Two breakfast cloths—for a gay good morning. They come in all the colors of the rainbow—stripes, checks, flowers, all-over prints and all one shade. It’s almost as much fun to choose as use them.
Bridge tea sets (cloth and napkins). If she’s a bridge fiend she’ll never have too many of these. But even if bridge isn’t her favorite indoor sport, they’ll come in handy for Sunday suppers and fireside teas.
One silence cloth or protective mat; asbestos or rubber table mats. These will protect her polished table effectively. Good shower gifts.
Gifts for the Linen Closet
TINENS are the pride and joy of all brides - to - be, and a closet well stocked with the following will give her the feeling that all’s well with the world.
Bedroom Linens—Four sheets for each bed. Don’t let them be skimpy; double bed sheets should be about 90 x 108 inches, single 54 x 108 inches torn length— to allow for shrinkage and tucking in. .
Four pillowcases for each pillow—plain, hemstitched or embroidered. With white or colored borders. Two blankets or quilts for each bed; one spread for each bed—in satin; candlewick, chenille, or the new cotton spreads which come in wide varieties of patterns and colors; two pillows for each bed; one mattress pad for each bed.
Bathroom Linens—When it comes to towels there just can’t be too many. You can get them in all sizes, plain or fancy, white or colored, with monograms, initials,
or the tricky new ones marked “His” and “Hers”—what next! Matching sets consisting of bath towels, hand towels, face cloths and bath mats make smart as well as practical gifts. Here’s what she’ll need.
Six or more hand towels for each person ; six or more bath towels for each person— firmly woven, absorbent and soft; six to twelve guest towels; six to eight fingertip towels; four or more face cloths for each person; two bath mats.
Gifts for the Kitchen
Electrical Appliances—Day-in, dayout gifts these. For they’re used any time from the crack of dawn to long past midnight. Toaster—for the proper degree of crispness and color; coffee-maker—for clear, fragrant, delicious brew; waffle iron —for leisurely breakfasts, for desserts and late snacks; sandwich toaster—another aid to easy entertaining; food mixer—blends, beats and whips, and generally makes life easier; iron—a pretty smooth gift; kitchen clock—no excuse for late meals and a cross husband.
Pots and Pans—“If ifs and ands were pots and pans there’d be no work for tinkers.” But as they’re not, and as there’s still plenty of work for the housekeeper, here are some gift suggestions to make it easier going in the kitchen—roasting pan, steamer, heatproof glass and pottery casserole dishes, custard cups, double boilers, pie plates, frying pans and saucepans.

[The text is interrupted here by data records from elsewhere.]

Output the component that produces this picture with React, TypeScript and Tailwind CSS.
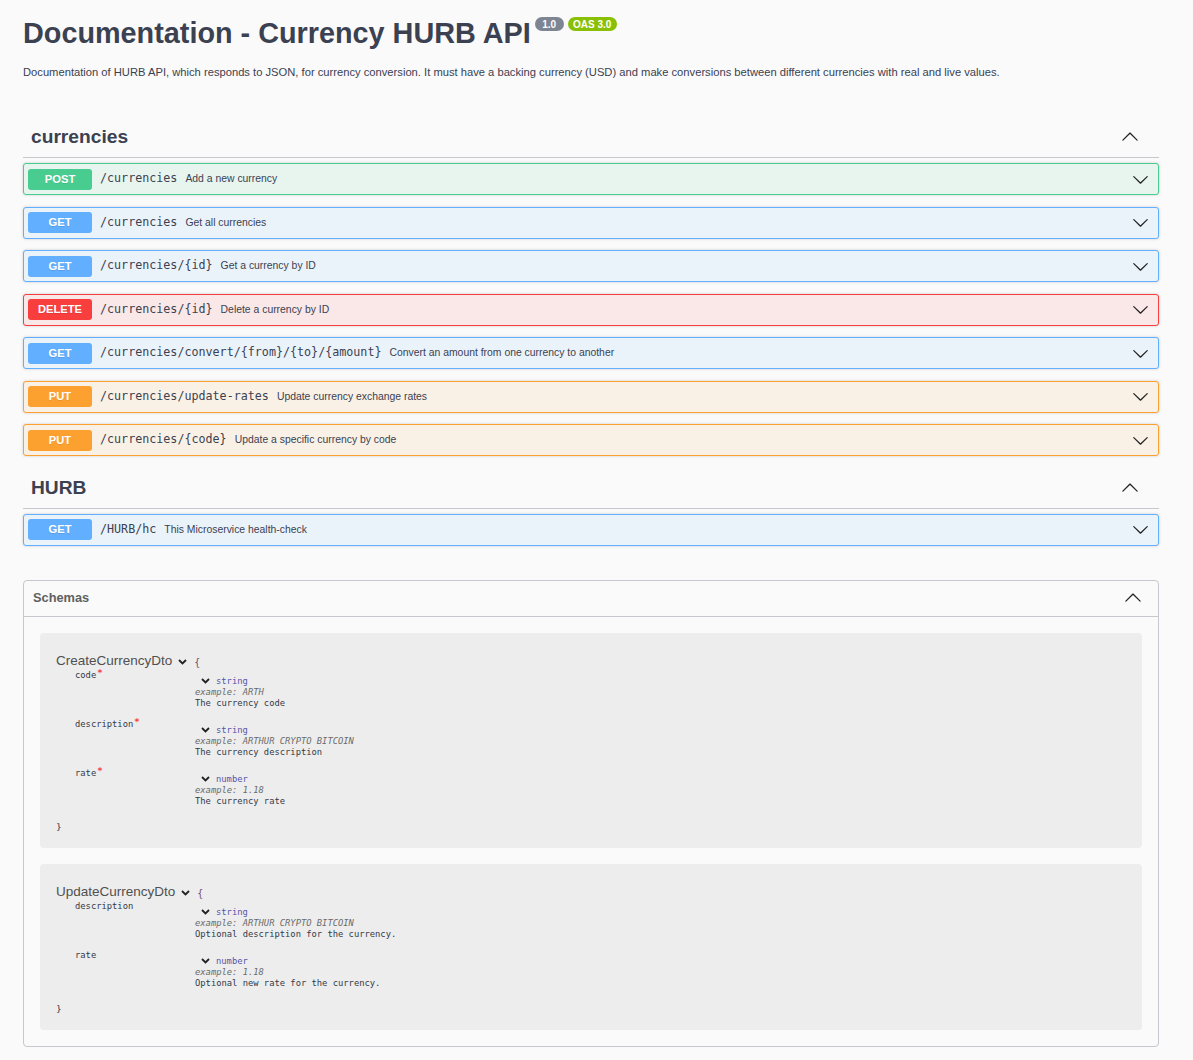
import React from "react";

const SANS = "font-['Liberation_Sans',Arial,sans-serif]";
const MONO = "font-['DejaVu_Sans_Mono',monospace]";

type Method = "GET" | "POST" | "PUT" | "DELETE";

const STYLE: Record<Method, { box: string; badge: string }> = {
  GET: { box: "border-[#61affe] bg-[#ebf3fa]", badge: "bg-[#61affe]" },
  POST: { box: "border-[#49cc90] bg-[#e8f5ef]", badge: "bg-[#49cc90]" },
  PUT: { box: "border-[#fca130] bg-[#faf1e6]", badge: "bg-[#fca130]" },
  DELETE: { box: "border-[#f93e3e] bg-[#fae7e7]", badge: "bg-[#f93e3e]" },
};

const CURRENCIES: { method: Method; path: string; desc: string }[] = [
  { method: "POST", path: "/currencies", desc: "Add a new currency" },
  { method: "GET", path: "/currencies", desc: "Get all currencies" },
  { method: "GET", path: "/currencies/{id}", desc: "Get a currency by ID" },
  { method: "DELETE", path: "/currencies/{id}", desc: "Delete a currency by ID" },
  { method: "GET", path: "/currencies/convert/{from}/{to}/{amount}", desc: "Convert an amount from one currency to another" },
  { method: "PUT", path: "/currencies/update-rates", desc: "Update currency exchange rates" },
  { method: "PUT", path: "/currencies/{code}", desc: "Update a specific currency by code" },
];

const HURB: { method: Method; path: string; desc: string }[] = [
  { method: "GET", path: "/HURB/hc", desc: "This Microservice health-check" },
];

type Prop = { name: string; required: boolean; type: string; example: string; desc: string };

const SCHEMAS: { title: string; props: Prop[] }[] = [
  {
    title: "CreateCurrencyDto",
    props: [
      { name: "code", required: true, type: "string", example: "ARTH", desc: "The currency code" },
      { name: "description", required: true, type: "string", example: "ARTHUR CRYPTO BITCOIN", desc: "The currency description" },
      { name: "rate", required: true, type: "number", example: "1.18", desc: "The currency rate" },
    ],
  },
  {
    title: "UpdateCurrencyDto",
    props: [
      { name: "description", required: false, type: "string", example: "ARTHUR CRYPTO BITCOIN", desc: "Optional description for the currency." },
      { name: "rate", required: false, type: "number", example: "1.18", desc: "Optional new rate for the currency." },
    ],
  },
];

function Arrow({ size, up = false }: { size: number; up?: boolean }) {
  return (
    <svg width={size} height={size} viewBox="0 0 20 20" className={up ? "rotate-180 shrink-0" : "shrink-0"}>
      <path
        fill="#222"
        d="M17.418 6.109c.272-.268.709-.268.979 0s.271.701 0 .969l-7.908 7.83c-.27.268-.707.268-.979 0l-7.908-7.83c-.27-.268-.27-.701 0-.969.271-.268.709-.268.979 0L10 13.25l7.418-7.141z"
      />
    </svg>
  );
}

function SmallChevron() {
  return (
    <svg width="9" height="6" viewBox="0 0 9 6" className="shrink-0">
      <path d="M1 1l3.5 3.5L8 1" fill="none" stroke="#222" strokeWidth="1.8" />
    </svg>
  );
}

function TagHeader({ name }: { name: string }) {
  return (
    <div className="flex items-center justify-between pl-[8px] pr-[20px] py-[8px] border-b border-[#c6c8cd] mb-[5px]">
      <h3 className={`${SANS} text-[19.2px] leading-[24px] font-bold text-[#3b4151]`}>{name}</h3>
      <Arrow size={18} up />
    </div>
  );
}

function OpBlock({ method, path, desc }: { method: Method; path: string; desc: string }) {
  const s = STYLE[method];
  return (
    <div className={`flex items-center h-[32px] mb-[11.5px] rounded-[3px] border pl-[4px] pr-[9px] shadow-[0_0_3px_rgba(0,0,0,0.19)] ${s.box}`}>
      <span className={`${SANS} ${s.badge} w-[64px] h-[21px] rounded-[3px] flex items-center justify-center text-white font-bold text-[11.2px] [text-shadow:0_1px_0_rgba(0,0,0,0.1)]`}>
        {method}
      </span>
      <span className={`${MONO} ml-[8px] text-[11.7px] text-[#3b4151]`}>{path}</span>
      <span className={`${SANS} ml-[8px] text-[10.4px] text-[#3b4151] flex-1`}>{desc}</span>
      <Arrow size={17} />
    </div>
  );
}

function Model({ title, props }: { title: string; props: Prop[] }) {
  return (
    <div className="rounded-[4px] bg-[#ededed] pl-[16px] pt-[20px] pb-[16px]">
      <div className="flex items-center h-[17px]">
        <span className={`${SANS} text-[13.5px] text-[#505050]`}>{title}</span>
        <span className="ml-[6px] mt-[2px]"><SmallChevron /></span>
        <span className={`${MONO} ml-[7px] mt-[2px] text-[10px] text-[#7a4f6e]`}>{"{"}</span>
      </div>
      <div className={`${MONO} text-[8.8px] leading-[11px] text-[#333a48]`}>
        {props.map((p) => (
          <div key={p.name} className="flex pb-[10px]">
            <div className="ml-[19px] w-[120px] shrink-0">
              {p.name}
              {p.required && <span className="text-[#f93e3e] relative -top-[2px] ml-[1px] text-[9px] font-bold">*</span>}
            </div>
            <div className="pt-[6px]">
              <div className="flex items-center">
                <span className="ml-[6px]"><SmallChevron /></span>
                <span className="ml-[6px] text-[#55a]">{p.type}</span>
              </div>
              <div className="italic text-[#6b6b6b]">example: {p.example}</div>
              <div>{p.desc}</div>
            </div>
          </div>
        ))}
        <div className="mt-[4px] text-[9.5px]">{"}"}</div>
      </div>
    </div>
  );
}

export default function App() {
  return (
    <div className="min-h-[1060px] bg-[#fafafa]">
      <div className="ml-[23px] w-[1136px] pt-[15px] pb-[14px]">
        {/* Info */}
        <div className="flex items-start">
          <h2 className={`${SANS} text-[28.8px] leading-[36px] font-bold text-[#3b4151]`}>
            Documentation - Currency HURB API
          </h2>
          <span className={`${SANS} ml-[4px] mt-[2px] w-[29px] h-[14px] rounded-full bg-[#7d8492] text-white font-bold text-[10px] flex items-center justify-center`}>
            1.0
          </span>
          <span className={`${SANS} ml-[4px] mt-[2px] w-[49px] h-[14px] rounded-full bg-[#89bf04] text-white font-bold text-[10px] flex items-center justify-center`}>
            OAS 3.0
          </span>
        </div>
        <p className={`${SANS} mt-[14px] text-[11.2px] leading-[14px] text-[#3b4151]`}>
          Documentation of HURB API, which responds to JSON, for currency conversion. It must have a backing currency (USD) and make conversions between different currencies with real and live values.
        </p>

        {/* Operations */}
        <div className="mt-[38px]">
          <TagHeader name="currencies" />
          {CURRENCIES.map((o, i) => (
            <OpBlock key={i} {...o} />
          ))}
          <TagHeader name="HURB" />
          {HURB.map((o, i) => (
            <OpBlock key={i} {...o} />
          ))}
        </div>

        {/* Schemas */}
        <div className="mt-[34px] rounded-[4px] border border-[#c6c8cd]">
          <div className="flex items-center justify-between h-[36px] pl-[9px] pr-[16px] border-b border-[#c6c8cd]">
            <h4 className={`${SANS} text-[12.8px] font-bold text-[#606060]`}>Schemas</h4>
            <Arrow size={18} up />
          </div>
          <div className="p-[16px] flex flex-col gap-[16px]">
            {SCHEMAS.map((s) => (
              <Model key={s.title} {...s} />
            ))}
          </div>
        </div>
      </div>
    </div>
  );
}
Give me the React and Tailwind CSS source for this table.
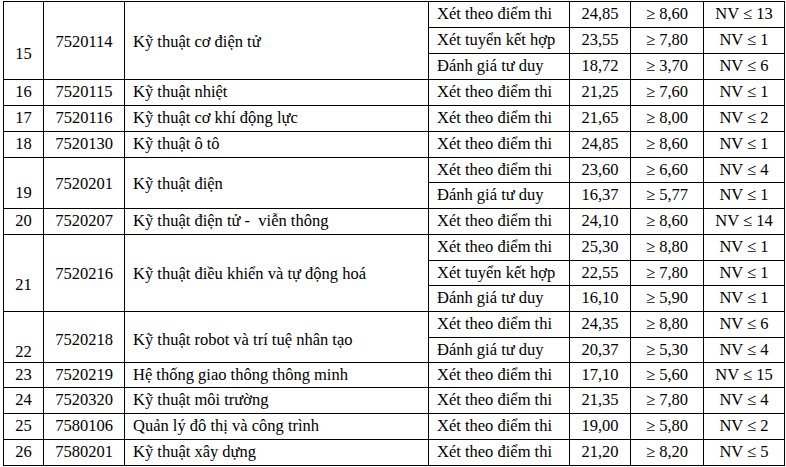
import React from "react";

const rows = [
  {
    n: "15", code: "7520114", name: "Kỹ thuật cơ điện tử", numPad: "pt-[27px]", textPad: "pt-[4px]",
    subs: [
      ["Xét theo điểm thi", "24,85", "≥ 8,60", "NV ≤ 13"],
      ["Xét tuyển kết hợp", "23,55", "≥ 7,80", "NV ≤ 1"],
      ["Đánh giá tư duy", "18,72", "≥ 3,70", "NV ≤ 6"],
    ],
  },
  { n: "16", code: "7520115", name: "Kỹ thuật nhiệt", subs: [["Xét theo điểm thi", "21,25", "≥ 7,60", "NV ≤ 1"]] },
  { n: "17", code: "7520116", name: "Kỹ thuật cơ khí động lực", subs: [["Xét theo điểm thi", "21,65", "≥ 8,00", "NV ≤ 2"]] },
  { n: "18", code: "7520130", name: "Kỹ thuật ô tô", subs: [["Xét theo điểm thi", "24,85", "≥ 8,60", "NV ≤ 1"]] },
  {
    n: "19", code: "7520201", name: "Kỹ thuật điện", numPad: "pt-[21px]", textPad: "pt-[2px]",
    subs: [
      ["Xét theo điểm thi", "23,60", "≥ 6,60", "NV ≤ 4"],
      ["Đánh giá tư duy", "16,37", "≥ 5,77", "NV ≤ 1"],
    ],
  },
  { n: "20", code: "7520207", name: "Kỹ thuật điện tử -  viễn thông", subs: [["Xét theo điểm thi", "24,10", "≥ 8,60", "NV ≤ 14"]] },
  {
    n: "21", code: "7520216", name: "Kỹ thuật điều khiển và tự động hoá", numPad: "pt-[24px]", textPad: "pt-[3px]",
    subs: [
      ["Xét theo điểm thi", "25,30", "≥ 8,80", "NV ≤ 1"],
      ["Xét tuyển kết hợp", "22,55", "≥ 7,80", "NV ≤ 1"],
      ["Đánh giá tư duy", "16,10", "≥ 5,90", "NV ≤ 1"],
    ],
  },
  {
    n: "22", code: "7520218", name: "Kỹ thuật robot và trí tuệ nhân tạo", numPad: "pt-[30px]", textPad: "pt-[6px]",
    subs: [
      ["Xét theo điểm thi", "24,35", "≥ 8,80", "NV ≤ 6"],
      ["Đánh giá tư duy", "20,37", "≥ 5,30", "NV ≤ 4"],
    ],
  },
  { n: "23", code: "7520219", name: "Hệ thống giao thông thông minh", subs: [["Xét theo điểm thi", "17,10", "≥ 5,60", "NV ≤ 15"]] },
  { n: "24", code: "7520320", name: "Kỹ thuật môi trường", subs: [["Xét theo điểm thi", "21,35", "≥ 7,80", "NV ≤ 4"]] },
  { n: "25", code: "7580106", name: "Quản lý đô thị và công trình", subs: [["Xét theo điểm thi", "19,00", "≥ 5,80", "NV ≤ 2"]] },
  { n: "26", code: "7580201", name: "Kỹ thuật xây dựng", subs: [["Xét theo điểm thi", "21,20", "≥ 8,20", "NV ≤ 5"]] },
];

const span = { 1: "row-span-1", 2: "row-span-2", 3: "row-span-3" };

export default function App() {
  return (
    <div className="w-[786px] h-[467px] bg-white overflow-hidden font-[family-name:Liberation_Serif,Times_New_Roman,serif] text-[16.5px] text-black leading-none">
      <div className="ml-[3px] mt-px w-[782px] grid grid-cols-[39px_80px_303px_140px_60px_72px_80px] grid-rows-[25px_25px_25px_25px_25px_25px_24px_25px_25px_25px_24px_25px_25px_24px_24px_25px_25px_25px] gap-px p-px bg-black">
        {rows.map((r) => {
          const s = span[r.subs.length];
          return (
            <React.Fragment key={r.n}>
              <div className={`${s} bg-white flex items-center justify-center ${r.numPad || ""}`}>{r.n}</div>
              <div className={`${s} bg-white flex items-center justify-center ${r.textPad || ""}`}>{r.code}</div>
              <div className={`${s} bg-white flex items-center pl-2 whitespace-pre ${r.textPad || ""}`}>{r.name}</div>
              {r.subs.map((sub, i) => (
                <React.Fragment key={i}>
                  <div className="bg-white flex items-center pl-2 whitespace-nowrap">{sub[0]}</div>
                  <div className="bg-white flex items-center justify-center">{sub[1]}</div>
                  <div className="bg-white flex items-center justify-center">{sub[2]}</div>
                  <div className="bg-white flex items-center justify-center">{sub[3]}</div>
                </React.Fragment>
              ))}
            </React.Fragment>
          );
        })}
      </div>
    </div>
  );
}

For Baking—There never was a bride living who didn’t love a kitchen shower or wouldn’t appreciate one of these: cake
tins, muffln tins, pie plates, baking dishes, mixing bowls, cookie sheets, cookie press, cookie cutters, thermometers (for roasting meat, for deep fat frying and candy making), rolling pin (for baking, not to use on
her husband), bake board, flour sifter, egg
beater, cutting board, meat grinder, scales.
A place for everything and everything in its place is a proverb that needs living up to more than ever in today’s two-by-four apartments. These would be a help to spick and spanness: recipe file, cutlery rack, set of bowls, set of food covers, refrigerator dishes (to store perishable left-overs safely, conveniently and compactly), set of containers for “Sugar and spice and all things nice.” Clean-up gifts are prosaic but useful ; dish pan and mop, dish drainer, rubber sink mat (helps to eliminate noise and breakage in dish washing), towel rack, garbage pail.
Especially for Showers—Paper is appropriate for the first anniversary, but this year’s bride will need these long before that*-waxed paper, paper towels, cookery parchment, shelf paper, memo pads, baking cups, pie plates, recipe cards or book.
Give her gadgets if you want an easy, inexpensive and practical shower. The party can provide a lot of fun, and the recipient gets a lot of value if you give her any of these—measuring spoons and cups, fruit juicers, spatulas and lifters, wooden spoons, pastry blender, pastry brush, pastry tube, vegetable and bottle brushes, openers for cans and bottles, graters, strainers (fine and coarse), potato masher or ricer, rubber dish scraper, egg sheer, scoops (small for melon or potato balls, larger ones for your sugar and fiour tins), fruit corer, string container, vegetable shredder, scissors, tongs, knife sharpener.
Dish towels in gay colors, checks, stripes and quaint designs—she’ll take almost as much pride in these as in her finer linens. We are suggesting for her kitchen: Eighteen dishtowels; six dish cloths; four oven cloths or pot holders; six dusting cloths; two to three floor cloths; one chamois (for the windows) ; linen or paper hand towels.